Exercise inputs =>
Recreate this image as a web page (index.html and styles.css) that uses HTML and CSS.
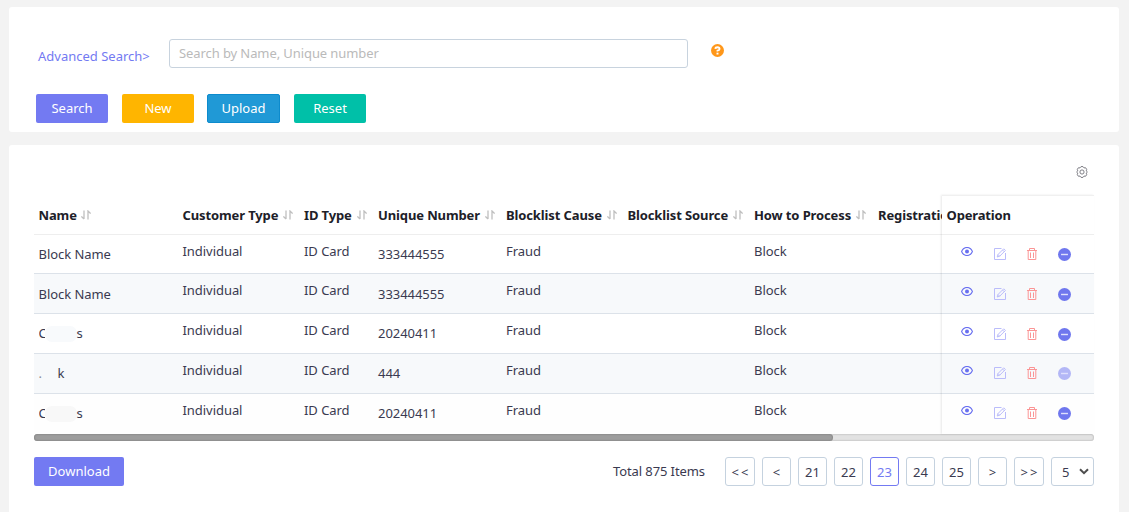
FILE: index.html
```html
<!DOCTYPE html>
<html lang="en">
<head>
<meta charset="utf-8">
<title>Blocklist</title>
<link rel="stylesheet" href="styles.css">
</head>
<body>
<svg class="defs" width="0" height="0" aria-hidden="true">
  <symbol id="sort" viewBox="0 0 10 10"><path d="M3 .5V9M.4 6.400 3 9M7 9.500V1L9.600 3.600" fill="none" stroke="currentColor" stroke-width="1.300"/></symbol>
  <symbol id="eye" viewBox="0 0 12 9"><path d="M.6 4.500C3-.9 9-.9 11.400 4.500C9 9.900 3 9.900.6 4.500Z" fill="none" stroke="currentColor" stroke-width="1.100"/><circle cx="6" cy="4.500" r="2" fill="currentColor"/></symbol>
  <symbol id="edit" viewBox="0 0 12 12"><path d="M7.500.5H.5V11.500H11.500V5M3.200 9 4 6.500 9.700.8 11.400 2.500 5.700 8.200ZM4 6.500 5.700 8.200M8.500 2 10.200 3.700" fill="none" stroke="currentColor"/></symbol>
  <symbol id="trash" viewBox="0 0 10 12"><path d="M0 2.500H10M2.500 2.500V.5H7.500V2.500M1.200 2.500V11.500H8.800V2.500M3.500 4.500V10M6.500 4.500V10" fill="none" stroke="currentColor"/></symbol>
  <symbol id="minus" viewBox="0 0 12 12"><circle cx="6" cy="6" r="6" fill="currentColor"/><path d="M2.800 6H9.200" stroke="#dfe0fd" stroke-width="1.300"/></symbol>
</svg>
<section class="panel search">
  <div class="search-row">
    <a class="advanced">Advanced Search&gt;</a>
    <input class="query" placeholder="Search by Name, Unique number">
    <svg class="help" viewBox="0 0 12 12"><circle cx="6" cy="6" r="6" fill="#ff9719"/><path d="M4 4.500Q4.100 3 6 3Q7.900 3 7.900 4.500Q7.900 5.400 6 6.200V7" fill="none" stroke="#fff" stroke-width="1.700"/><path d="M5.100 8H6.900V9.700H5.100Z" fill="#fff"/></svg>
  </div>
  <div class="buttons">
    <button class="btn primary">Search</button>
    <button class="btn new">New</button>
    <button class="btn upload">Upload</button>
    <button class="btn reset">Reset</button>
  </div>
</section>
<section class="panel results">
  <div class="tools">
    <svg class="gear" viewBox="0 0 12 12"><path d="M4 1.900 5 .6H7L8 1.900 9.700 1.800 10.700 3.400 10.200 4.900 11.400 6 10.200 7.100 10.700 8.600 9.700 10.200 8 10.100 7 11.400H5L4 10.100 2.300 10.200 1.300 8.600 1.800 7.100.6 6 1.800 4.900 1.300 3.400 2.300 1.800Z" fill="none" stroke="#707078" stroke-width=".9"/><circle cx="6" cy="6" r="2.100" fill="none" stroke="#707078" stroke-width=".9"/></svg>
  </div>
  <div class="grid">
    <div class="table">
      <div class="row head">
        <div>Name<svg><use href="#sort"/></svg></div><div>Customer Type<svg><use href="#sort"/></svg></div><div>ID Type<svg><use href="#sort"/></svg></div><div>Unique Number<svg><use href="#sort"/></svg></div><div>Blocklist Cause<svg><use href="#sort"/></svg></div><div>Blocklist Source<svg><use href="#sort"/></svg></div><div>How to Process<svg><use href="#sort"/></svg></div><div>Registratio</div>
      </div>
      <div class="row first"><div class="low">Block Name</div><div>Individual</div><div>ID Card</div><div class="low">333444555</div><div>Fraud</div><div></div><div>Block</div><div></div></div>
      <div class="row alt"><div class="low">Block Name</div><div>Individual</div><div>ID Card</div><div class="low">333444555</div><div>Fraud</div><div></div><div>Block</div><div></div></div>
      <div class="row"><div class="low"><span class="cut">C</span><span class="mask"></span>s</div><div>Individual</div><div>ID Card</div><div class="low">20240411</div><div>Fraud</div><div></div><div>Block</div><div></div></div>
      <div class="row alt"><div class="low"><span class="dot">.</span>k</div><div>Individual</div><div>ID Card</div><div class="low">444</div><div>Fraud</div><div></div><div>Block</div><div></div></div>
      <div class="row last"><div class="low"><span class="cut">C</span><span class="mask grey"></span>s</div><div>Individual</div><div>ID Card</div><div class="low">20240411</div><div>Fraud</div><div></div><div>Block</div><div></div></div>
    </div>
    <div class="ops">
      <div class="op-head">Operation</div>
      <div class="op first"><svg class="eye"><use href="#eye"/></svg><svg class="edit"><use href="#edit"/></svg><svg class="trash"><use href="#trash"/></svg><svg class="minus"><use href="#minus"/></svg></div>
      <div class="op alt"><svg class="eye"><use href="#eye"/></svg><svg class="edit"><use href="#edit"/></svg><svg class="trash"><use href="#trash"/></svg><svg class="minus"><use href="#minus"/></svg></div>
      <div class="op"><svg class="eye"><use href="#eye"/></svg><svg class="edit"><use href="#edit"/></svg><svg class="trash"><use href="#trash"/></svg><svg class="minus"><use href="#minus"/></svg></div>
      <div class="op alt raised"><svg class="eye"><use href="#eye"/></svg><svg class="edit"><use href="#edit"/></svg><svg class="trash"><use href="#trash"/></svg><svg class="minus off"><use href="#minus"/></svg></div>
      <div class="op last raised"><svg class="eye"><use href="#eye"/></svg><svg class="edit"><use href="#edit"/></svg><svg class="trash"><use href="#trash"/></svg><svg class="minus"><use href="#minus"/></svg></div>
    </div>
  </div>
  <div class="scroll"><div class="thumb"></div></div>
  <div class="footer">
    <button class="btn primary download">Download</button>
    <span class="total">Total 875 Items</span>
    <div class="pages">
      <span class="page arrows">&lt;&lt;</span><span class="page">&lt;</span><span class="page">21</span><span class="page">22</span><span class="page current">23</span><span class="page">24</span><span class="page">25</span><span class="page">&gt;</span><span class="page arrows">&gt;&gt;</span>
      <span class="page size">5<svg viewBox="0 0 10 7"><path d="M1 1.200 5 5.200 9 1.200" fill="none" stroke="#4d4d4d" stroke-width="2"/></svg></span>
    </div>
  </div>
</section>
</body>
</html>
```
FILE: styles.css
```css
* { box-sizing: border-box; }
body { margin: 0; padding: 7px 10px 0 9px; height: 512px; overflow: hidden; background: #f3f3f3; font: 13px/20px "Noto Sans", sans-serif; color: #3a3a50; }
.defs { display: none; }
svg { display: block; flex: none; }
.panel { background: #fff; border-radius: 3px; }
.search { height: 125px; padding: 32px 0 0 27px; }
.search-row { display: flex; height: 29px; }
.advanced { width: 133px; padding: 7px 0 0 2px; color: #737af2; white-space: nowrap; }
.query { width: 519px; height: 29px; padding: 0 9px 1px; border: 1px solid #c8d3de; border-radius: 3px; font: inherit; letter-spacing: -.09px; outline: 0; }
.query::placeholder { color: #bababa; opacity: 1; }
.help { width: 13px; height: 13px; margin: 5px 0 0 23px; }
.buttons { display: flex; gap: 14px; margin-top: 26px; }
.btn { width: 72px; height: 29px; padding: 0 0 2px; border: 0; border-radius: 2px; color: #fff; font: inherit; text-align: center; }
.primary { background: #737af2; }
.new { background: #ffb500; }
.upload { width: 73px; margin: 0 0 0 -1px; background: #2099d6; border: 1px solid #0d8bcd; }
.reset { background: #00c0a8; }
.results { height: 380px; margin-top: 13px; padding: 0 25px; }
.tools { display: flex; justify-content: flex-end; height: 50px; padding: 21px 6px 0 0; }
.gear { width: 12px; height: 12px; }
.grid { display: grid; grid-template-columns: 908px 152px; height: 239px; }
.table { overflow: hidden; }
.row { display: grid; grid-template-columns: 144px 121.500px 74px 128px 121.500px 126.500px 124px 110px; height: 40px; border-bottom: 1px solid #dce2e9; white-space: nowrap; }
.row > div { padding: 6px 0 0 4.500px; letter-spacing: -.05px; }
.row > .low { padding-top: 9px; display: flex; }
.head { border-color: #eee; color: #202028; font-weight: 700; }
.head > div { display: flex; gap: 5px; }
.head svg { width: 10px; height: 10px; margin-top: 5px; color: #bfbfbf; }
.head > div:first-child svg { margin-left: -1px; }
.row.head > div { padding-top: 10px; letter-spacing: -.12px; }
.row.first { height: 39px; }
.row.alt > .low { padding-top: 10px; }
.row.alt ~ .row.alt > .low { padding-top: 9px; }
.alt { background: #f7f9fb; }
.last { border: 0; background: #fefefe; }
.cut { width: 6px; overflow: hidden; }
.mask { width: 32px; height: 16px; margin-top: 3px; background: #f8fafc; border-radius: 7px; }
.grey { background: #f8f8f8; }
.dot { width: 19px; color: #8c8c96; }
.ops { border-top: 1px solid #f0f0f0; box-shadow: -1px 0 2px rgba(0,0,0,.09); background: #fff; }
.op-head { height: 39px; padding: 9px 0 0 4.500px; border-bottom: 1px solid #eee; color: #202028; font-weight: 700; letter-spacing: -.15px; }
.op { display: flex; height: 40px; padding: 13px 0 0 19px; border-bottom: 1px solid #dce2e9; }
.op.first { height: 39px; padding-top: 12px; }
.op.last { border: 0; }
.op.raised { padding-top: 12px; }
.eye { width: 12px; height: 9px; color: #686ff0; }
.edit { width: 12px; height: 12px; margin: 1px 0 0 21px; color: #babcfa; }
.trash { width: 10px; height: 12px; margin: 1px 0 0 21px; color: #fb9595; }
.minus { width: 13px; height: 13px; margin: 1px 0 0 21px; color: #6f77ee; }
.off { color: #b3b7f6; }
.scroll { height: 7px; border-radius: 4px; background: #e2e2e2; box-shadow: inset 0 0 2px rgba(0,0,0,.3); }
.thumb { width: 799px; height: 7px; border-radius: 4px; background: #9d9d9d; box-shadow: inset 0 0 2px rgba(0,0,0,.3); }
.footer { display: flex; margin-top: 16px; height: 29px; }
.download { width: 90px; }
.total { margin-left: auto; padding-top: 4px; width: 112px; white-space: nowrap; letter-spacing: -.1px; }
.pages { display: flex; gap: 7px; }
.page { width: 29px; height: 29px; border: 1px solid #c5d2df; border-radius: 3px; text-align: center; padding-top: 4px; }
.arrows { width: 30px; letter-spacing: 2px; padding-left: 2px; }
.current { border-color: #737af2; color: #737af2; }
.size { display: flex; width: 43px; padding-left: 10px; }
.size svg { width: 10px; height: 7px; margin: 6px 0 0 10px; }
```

* * *

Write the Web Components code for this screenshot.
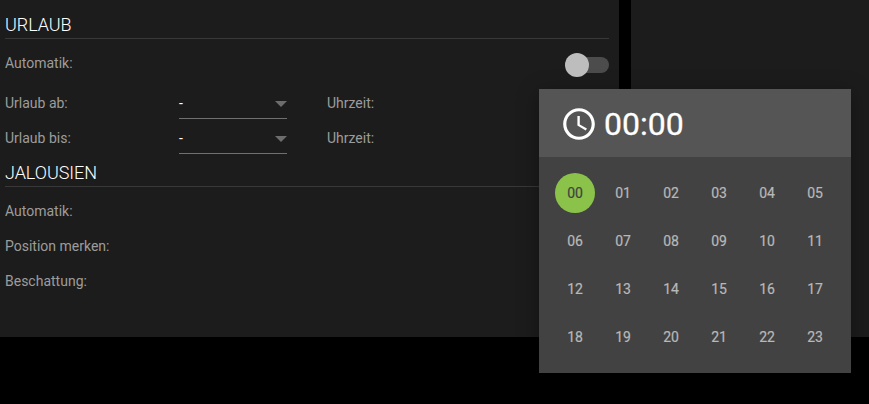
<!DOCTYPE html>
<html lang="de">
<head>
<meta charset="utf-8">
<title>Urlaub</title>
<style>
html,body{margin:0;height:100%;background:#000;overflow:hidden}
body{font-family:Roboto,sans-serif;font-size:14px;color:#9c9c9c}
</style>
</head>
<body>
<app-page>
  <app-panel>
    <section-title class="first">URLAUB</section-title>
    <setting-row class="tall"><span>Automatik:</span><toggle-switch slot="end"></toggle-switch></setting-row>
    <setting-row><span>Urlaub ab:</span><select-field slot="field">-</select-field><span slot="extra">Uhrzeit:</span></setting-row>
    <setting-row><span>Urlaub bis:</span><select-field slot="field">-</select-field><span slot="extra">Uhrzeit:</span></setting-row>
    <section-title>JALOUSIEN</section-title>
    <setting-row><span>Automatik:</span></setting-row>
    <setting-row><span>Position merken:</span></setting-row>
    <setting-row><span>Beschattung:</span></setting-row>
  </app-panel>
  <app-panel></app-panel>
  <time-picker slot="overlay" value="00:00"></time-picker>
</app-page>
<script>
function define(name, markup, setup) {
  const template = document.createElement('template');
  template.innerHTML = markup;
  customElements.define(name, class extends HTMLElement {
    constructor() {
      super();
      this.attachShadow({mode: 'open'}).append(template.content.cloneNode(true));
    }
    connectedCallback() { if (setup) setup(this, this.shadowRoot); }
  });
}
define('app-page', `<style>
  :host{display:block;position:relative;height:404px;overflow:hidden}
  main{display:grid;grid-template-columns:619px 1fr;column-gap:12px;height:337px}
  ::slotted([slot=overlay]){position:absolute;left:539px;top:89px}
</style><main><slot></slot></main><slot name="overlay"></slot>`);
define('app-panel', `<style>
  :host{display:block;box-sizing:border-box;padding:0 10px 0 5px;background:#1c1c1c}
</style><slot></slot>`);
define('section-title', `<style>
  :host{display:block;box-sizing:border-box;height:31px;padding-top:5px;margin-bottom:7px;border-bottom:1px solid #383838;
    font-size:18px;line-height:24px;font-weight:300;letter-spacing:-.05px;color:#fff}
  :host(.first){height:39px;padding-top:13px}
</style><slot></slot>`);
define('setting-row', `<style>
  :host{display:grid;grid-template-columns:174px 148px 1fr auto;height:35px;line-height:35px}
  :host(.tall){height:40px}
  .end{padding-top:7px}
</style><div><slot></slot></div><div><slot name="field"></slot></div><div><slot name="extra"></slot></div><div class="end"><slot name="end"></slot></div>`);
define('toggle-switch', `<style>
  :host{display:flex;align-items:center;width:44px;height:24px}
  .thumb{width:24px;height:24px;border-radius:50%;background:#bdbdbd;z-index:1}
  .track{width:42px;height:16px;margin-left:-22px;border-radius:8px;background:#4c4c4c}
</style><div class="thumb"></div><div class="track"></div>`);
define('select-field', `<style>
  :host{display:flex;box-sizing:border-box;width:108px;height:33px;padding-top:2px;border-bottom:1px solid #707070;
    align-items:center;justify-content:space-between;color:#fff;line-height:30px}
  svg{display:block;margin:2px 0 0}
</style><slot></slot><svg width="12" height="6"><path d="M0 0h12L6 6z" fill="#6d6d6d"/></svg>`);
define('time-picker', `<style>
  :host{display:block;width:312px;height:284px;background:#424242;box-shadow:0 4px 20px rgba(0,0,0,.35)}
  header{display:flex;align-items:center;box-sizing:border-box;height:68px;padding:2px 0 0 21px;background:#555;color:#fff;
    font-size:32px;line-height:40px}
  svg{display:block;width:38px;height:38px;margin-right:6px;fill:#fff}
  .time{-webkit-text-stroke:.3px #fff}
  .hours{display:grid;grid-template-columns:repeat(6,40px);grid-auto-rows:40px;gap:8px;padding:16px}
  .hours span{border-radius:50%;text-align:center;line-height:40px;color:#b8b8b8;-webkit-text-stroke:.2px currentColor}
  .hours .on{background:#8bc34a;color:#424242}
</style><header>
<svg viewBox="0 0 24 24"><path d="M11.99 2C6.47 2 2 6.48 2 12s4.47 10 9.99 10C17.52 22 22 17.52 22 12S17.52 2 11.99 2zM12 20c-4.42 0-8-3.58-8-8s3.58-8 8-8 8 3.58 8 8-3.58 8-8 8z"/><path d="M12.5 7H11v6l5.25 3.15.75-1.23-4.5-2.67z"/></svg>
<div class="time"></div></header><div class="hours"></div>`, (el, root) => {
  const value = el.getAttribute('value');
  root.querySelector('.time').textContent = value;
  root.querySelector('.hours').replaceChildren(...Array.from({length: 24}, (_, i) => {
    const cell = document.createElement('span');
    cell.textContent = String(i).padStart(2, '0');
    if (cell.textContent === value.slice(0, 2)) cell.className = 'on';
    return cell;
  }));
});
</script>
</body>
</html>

What you have to do =>
List all lines from the entries that include the word "this".

Solution below =>
Recreate this image as a web page (index.html and styles.css) that uses HTML and CSS.
Write the Web Components code for this screenshot.
      this.attachShadow({mode: 'open'}).append(template.content.cloneNode(true));
    connectedCallback() { if (setup) setup(this, this.shadowRoot); }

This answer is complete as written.